◆ **Objective**: How many lines hold the string "components"? Give only the number.

— Start of Given entries —

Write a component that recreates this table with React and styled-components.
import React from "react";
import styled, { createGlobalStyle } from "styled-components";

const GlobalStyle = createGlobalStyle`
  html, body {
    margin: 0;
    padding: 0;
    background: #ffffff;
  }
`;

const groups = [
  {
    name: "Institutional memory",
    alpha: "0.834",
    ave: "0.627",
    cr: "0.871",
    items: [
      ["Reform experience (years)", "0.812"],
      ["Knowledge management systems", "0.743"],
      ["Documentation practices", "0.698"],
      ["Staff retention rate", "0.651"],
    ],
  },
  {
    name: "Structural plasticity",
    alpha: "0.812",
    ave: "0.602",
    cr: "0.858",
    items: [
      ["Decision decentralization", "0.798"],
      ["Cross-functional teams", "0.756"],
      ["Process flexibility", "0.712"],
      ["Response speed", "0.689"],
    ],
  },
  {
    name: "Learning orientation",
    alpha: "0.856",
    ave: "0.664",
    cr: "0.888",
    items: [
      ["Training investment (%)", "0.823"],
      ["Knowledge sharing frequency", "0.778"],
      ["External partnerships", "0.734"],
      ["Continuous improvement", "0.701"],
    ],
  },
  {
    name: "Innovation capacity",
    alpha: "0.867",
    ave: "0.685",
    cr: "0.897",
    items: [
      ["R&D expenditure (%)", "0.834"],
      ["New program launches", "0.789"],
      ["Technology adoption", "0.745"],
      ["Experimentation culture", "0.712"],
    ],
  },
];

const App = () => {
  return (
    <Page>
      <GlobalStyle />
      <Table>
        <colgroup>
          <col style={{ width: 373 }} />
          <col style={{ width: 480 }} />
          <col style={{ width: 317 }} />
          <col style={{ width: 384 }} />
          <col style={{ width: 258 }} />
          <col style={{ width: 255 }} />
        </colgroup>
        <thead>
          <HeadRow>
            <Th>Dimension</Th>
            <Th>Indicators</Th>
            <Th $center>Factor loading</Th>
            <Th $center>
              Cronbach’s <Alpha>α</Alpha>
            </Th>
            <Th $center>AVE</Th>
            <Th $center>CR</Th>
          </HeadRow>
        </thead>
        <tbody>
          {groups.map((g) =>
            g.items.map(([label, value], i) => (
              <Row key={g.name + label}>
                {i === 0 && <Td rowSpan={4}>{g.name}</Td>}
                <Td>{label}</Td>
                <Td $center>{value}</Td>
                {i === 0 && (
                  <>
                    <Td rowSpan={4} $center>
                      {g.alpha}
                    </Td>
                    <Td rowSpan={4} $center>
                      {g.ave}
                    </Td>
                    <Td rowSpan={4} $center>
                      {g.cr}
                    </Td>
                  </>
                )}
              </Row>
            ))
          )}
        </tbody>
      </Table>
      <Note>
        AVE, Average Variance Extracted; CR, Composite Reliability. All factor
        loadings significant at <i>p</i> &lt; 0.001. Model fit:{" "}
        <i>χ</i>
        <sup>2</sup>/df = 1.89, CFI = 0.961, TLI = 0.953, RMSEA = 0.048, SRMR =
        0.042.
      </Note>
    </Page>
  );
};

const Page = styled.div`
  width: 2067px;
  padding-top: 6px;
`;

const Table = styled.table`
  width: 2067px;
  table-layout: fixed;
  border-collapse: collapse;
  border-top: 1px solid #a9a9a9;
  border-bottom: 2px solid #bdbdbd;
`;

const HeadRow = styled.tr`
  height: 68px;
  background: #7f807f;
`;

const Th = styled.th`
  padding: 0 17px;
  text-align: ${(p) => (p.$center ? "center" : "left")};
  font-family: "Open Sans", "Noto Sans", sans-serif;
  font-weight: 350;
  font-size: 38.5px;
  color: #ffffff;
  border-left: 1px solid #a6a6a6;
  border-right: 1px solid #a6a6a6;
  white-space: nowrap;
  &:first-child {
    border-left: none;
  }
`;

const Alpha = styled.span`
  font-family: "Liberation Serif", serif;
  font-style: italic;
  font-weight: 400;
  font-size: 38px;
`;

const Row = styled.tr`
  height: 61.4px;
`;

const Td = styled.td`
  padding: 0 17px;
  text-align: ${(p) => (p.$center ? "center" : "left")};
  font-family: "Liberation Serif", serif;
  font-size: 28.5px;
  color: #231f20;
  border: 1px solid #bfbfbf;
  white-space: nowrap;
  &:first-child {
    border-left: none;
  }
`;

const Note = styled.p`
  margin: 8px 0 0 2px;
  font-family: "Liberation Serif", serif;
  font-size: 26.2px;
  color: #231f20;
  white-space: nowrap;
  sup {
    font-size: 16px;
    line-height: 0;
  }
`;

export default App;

— End of Given entries —
— Start of Given entries —

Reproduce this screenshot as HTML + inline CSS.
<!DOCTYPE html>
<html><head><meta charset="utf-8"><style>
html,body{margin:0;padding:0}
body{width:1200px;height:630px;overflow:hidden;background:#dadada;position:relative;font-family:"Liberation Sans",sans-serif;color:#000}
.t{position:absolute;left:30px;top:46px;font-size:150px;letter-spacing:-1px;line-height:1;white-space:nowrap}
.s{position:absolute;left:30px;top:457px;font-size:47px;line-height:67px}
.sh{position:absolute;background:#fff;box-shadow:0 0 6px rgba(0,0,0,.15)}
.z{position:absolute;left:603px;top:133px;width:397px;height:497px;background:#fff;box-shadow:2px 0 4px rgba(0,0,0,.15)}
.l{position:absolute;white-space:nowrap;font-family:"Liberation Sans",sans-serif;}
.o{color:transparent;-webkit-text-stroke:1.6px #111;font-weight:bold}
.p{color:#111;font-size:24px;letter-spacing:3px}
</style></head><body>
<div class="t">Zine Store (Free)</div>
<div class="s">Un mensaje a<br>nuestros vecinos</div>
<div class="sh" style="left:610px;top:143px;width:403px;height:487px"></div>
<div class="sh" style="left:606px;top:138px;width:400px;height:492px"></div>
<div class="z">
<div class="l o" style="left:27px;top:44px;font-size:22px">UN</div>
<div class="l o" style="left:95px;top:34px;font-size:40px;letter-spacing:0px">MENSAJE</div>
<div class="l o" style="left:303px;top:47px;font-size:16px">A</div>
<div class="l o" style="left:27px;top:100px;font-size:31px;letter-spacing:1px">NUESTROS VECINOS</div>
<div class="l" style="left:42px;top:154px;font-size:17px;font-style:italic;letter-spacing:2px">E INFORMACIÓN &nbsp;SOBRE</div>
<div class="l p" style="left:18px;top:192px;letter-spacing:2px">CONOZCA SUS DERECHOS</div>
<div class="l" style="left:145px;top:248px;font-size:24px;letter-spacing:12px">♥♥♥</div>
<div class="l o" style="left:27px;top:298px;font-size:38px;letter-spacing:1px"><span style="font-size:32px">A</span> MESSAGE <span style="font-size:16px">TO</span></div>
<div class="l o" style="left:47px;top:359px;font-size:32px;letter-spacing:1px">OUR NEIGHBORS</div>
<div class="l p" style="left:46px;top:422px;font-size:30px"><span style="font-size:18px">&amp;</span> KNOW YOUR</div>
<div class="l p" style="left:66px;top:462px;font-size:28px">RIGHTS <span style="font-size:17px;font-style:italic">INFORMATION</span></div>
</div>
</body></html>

— End of Given entries —

◆ **Solution for this problem**: 2